Mir wurde mal gesagt, es lohnt sich nicht, auf den vermeintlich richtigen Moment zu warten, Dinge zu tun oder sie sich aufzusparen für einen Zeitpunkt an dem es sich wirklich lohnt...zum Beispiel ein Eis essen. Deshalb gehe ich aus der Tür und hole mir eine Kugel Oreo-Eis und laufe die Straße runter. Es regnet und ich stelle fest, dass ich vorher noch nie ein Eis im Regen gegessen habe. Nach dem Eis kommt dann der Durst und ich gehe die selbe Straße auf der anderen Seite zurück.
Ich betrete meine Räumlichkeiten und lasse mir aus dem Wasserhahn etwas Wasser in ein Glas und bevor ich es trinke, wundere ich mich mal wieder über die Selbstverständlichkeit mit der das trinkbare Wasser aus der Leitung kommt. Und während ich das Glas an den Lippen habe und das Wasser schlucke, frage ich mich, wie lang das noch so gehen wird und die Zivilisationsangst überkommt mich. Es kann auch eine Angst aus Langeweile sein. Denn ich habe ja eben ein Eis essen können, einfach so. Ich habe Münzen in der Tasche und kann ohne Gefahr zu der Eisdiele gehen und aus mehreren Sorten auswählen. Und das Wasser kommt aus dem Wasserhahn, einfach so. Und ich habe Zeit darüber nachzudenken.
Dass es unsere Gesellschaft so weit gebracht hat, ist schon erstaunlich und eigentlich ein Anlass für große Freude. Aber statt einer Zufriedenheit entsteht in mir ein Unfrieden und die Ahnung, dass das eigentlich Schöne in dem wir existieren, jeden Moment vorbei sein kann. So wie das Glück, das flüchtig ist. Fängt man an, es zu spüren, ist es schon wieder weg. Und ich frage mich auch, während ich den zweiten Schluck aus dem Wasserglas nehme, wie lange diese Gesellschaft noch funktionieren wird.

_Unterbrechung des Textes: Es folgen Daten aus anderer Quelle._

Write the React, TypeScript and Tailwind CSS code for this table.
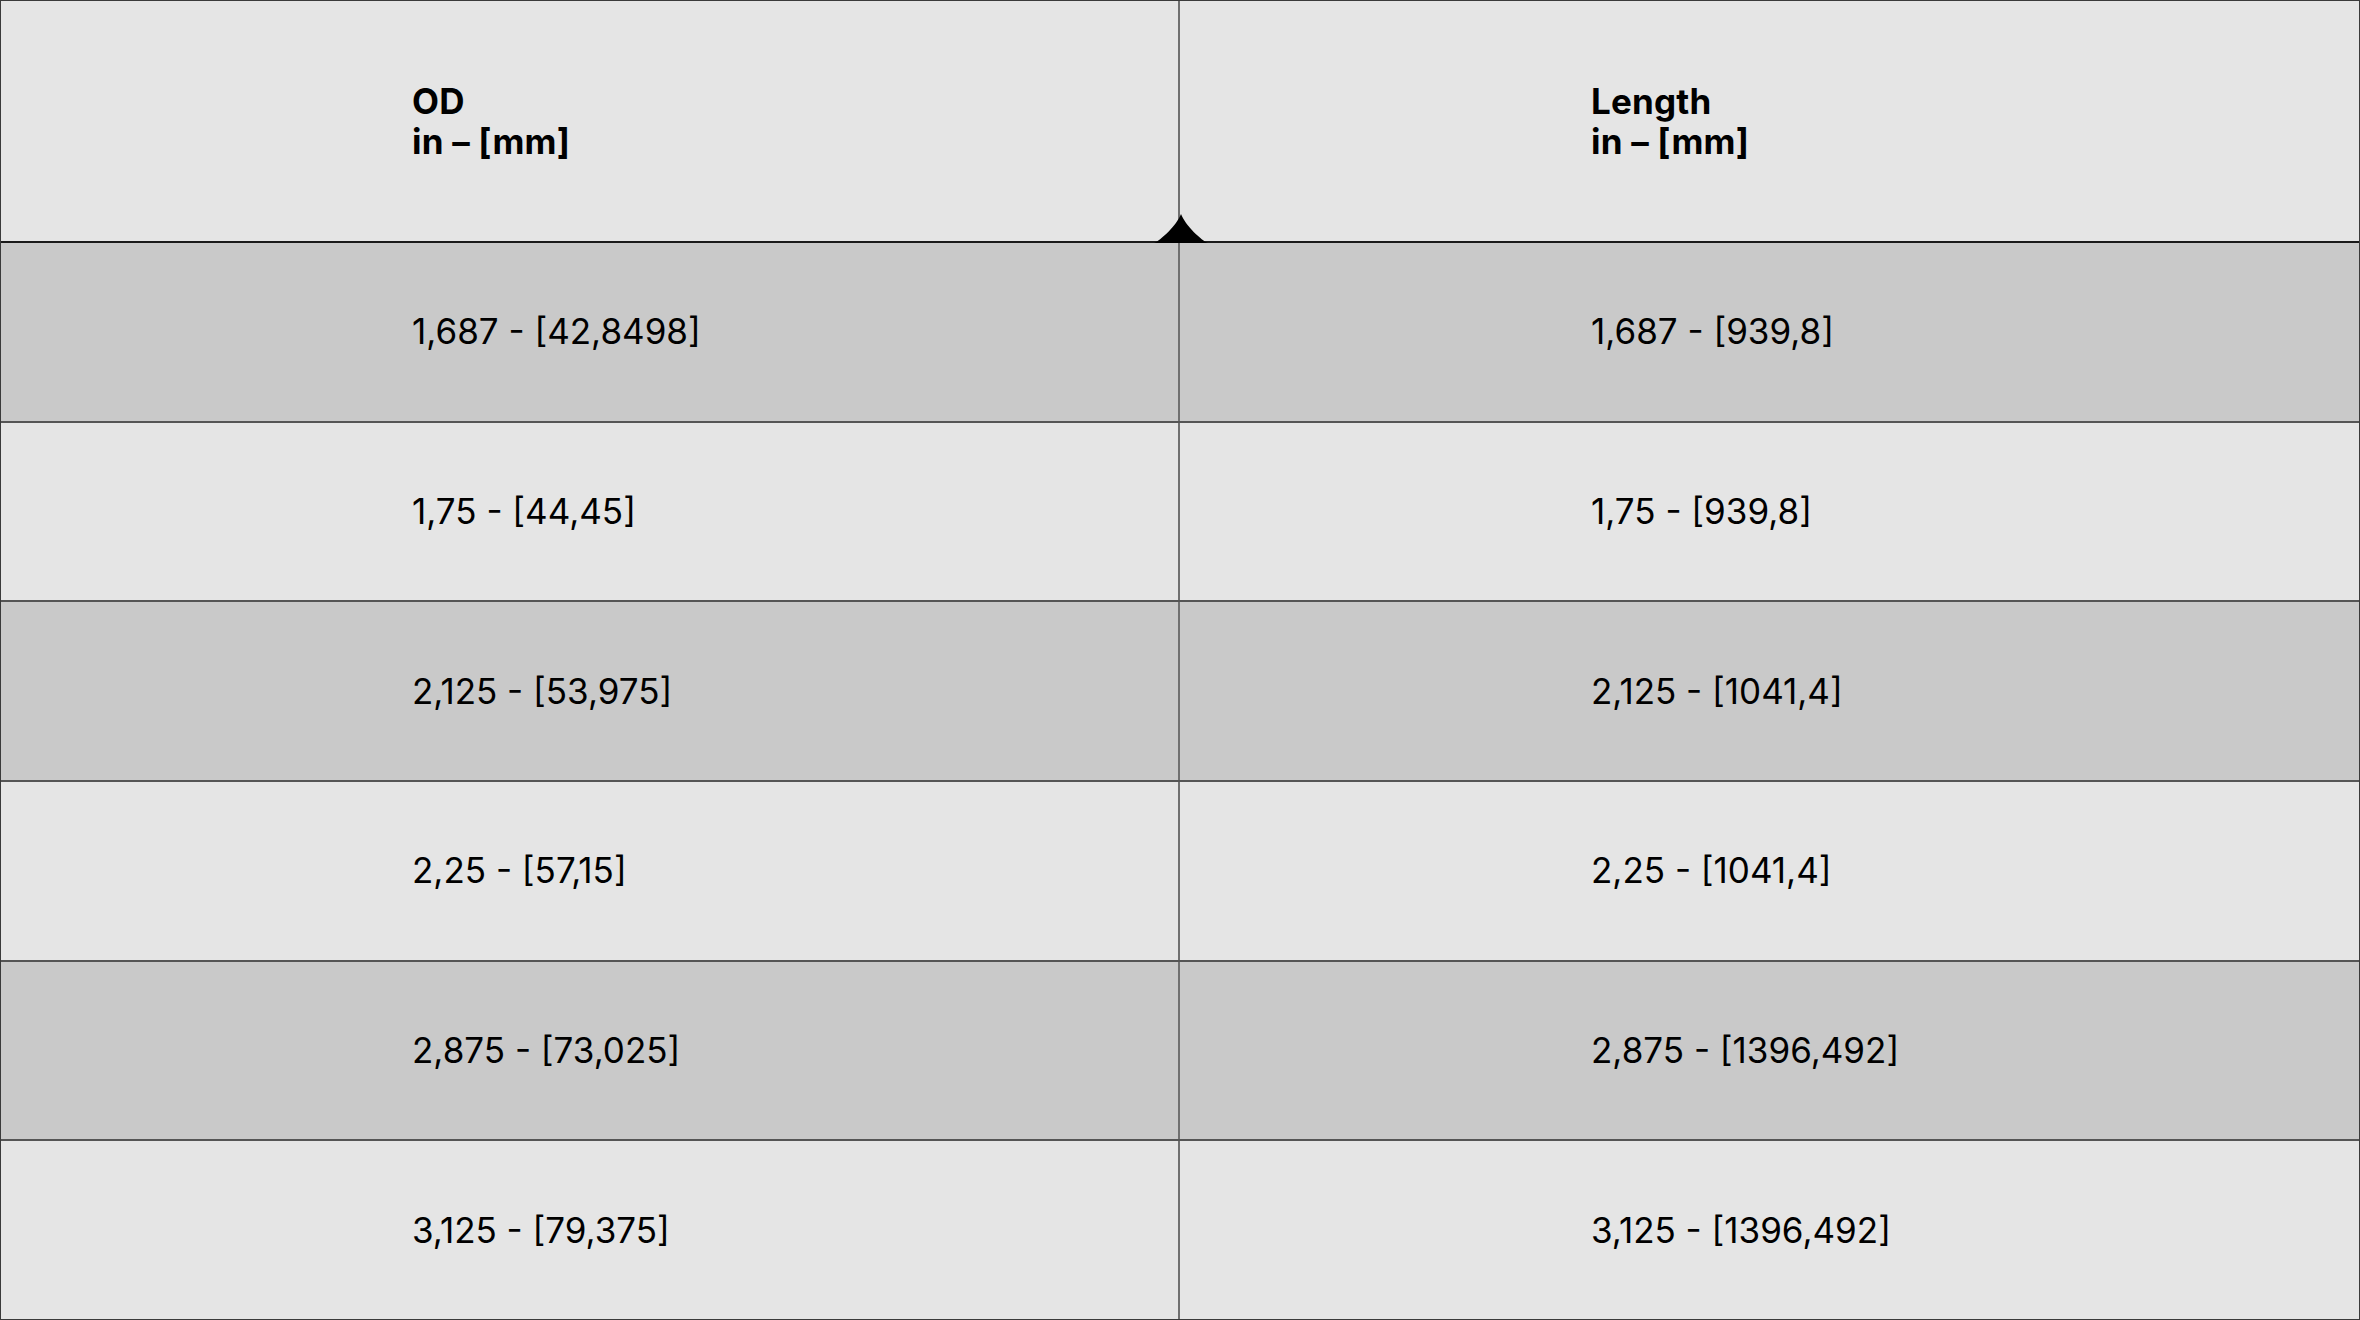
const rows = [
  ["1,687 - [42,8498]", "1,687 - [939,8]"],
  ["1,75 - [44,45]", "1,75 - [939,8]"],
  ["2,125 - [53,975]", "2,125 - [1041,4]"],
  ["2,25 - [57,15]", "2,25 - [1041,4]"],
  ["2,875 - [73,025]", "2,875 - [1396,492]"],
  ["3,125 - [79,375]", "3,125 - [1396,492]"],
];

export default function App() {
  return (
    <div className="flex h-[1320px] w-[2360px] flex-col border border-[#3a3a3a] bg-[#e5e5e5] font-['Inter',sans-serif] text-black">
      {/* header */}
      <div className="relative flex h-[242px] shrink-0 border-b-2 border-[#1a1a1a]">
        <div className="flex w-[1179px] shrink-0 items-center border-r-2 border-[#707070] pl-[411px]">
          <p className="text-[35px] font-bold leading-[40px] tracking-[0.2px]">
            OD
            <br />
            in – [mm]
          </p>
        </div>
        <div className="flex flex-1 items-center pl-[411px]">
          <p className="text-[35px] font-bold leading-[40px] tracking-[0.2px]">
            Length
            <br />
            in – [mm]
          </p>
        </div>
        {/* junction spike */}
        <svg
          aria-hidden
          className="absolute bottom-[-2px] left-[1153px]"
          width="54"
          height="30"
          viewBox="0 0 54 30"
        >
          <path d="M0 30 C6 28 23 12 27 1 C31 12 48 28 54 30 Z" fill="#000" />
        </svg>
      </div>

      {rows.map((r, i) => (
        <div
          key={i}
          className={`flex flex-1 ${i < rows.length - 1 ? "border-b-2 border-[#555]" : ""} ${
            i % 2 === 0 ? "bg-[#c9c9c9]" : "bg-[#e5e5e5]"
          }`}
        >
          <div className="flex w-[1179px] shrink-0 items-center border-r-2 border-[#707070] pl-[411px]">
            <span className="text-[35px] leading-none">{r[0]}</span>
          </div>
          <div className="flex flex-1 items-center pl-[411px]">
            <span className="text-[35px] leading-none">{r[1]}</span>
          </div>
        </div>
      ))}
    </div>
  );
}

Denn: Ist der Haufen an Individuen mit individuellen Wünschen und Bedürfnissen und dem Wunsch nach Umkümmerung überhaupt noch eine Gesellschaft? Und wenn sich um alle gekümmert werden soll, wer kümmert sich dann um die Gesellschaft. Während ich weiter darüber nachdenke, tauchen solche Sätze auf wie: "Das Individuum muss im Sinne eines höheren Ziels für die Gemeinschaft sich selbst zurück nehmen." und das klingt doch schon sehr totalitär und das will in Wirklichkeit niemand. Alle wollen in Freiheit leben.
Und doch wird mir in dem Moment, als ich das leere Wasserglas noch einmal Fülle, klar, was das uns alle vereinende Ziel unserer Gesellschaft ist: Der Konsum. Ob Schallplatten, Garnelen, unplattbare Reifen, Schlagringe, Leinenhosen oder Oreo-Eis. Alle wollen ihn, alle führen ihn aus und er sorgt dafür, dass hier alles so weiterläuft. Das ist die Geschichte. Und die wird solange weitererzählt, bis es nichts mehr gibt, dass konsumiert werden kann. Und selbst dann noch, wird irgendwo in einer von einer atomaren Staubwüste umgebenen Blechhütte in Sachsen-Anhalt die Legende erzählt von der Zeit in der man aus der Tür gehen und sich ein Eis aus Milch, Sahne und Keksen für Geld kaufen konnte. Ich fülle mein Glas noch einmal mit Wasser, trinke es in einem Zug aus und gehe mir irgendwas kaufen.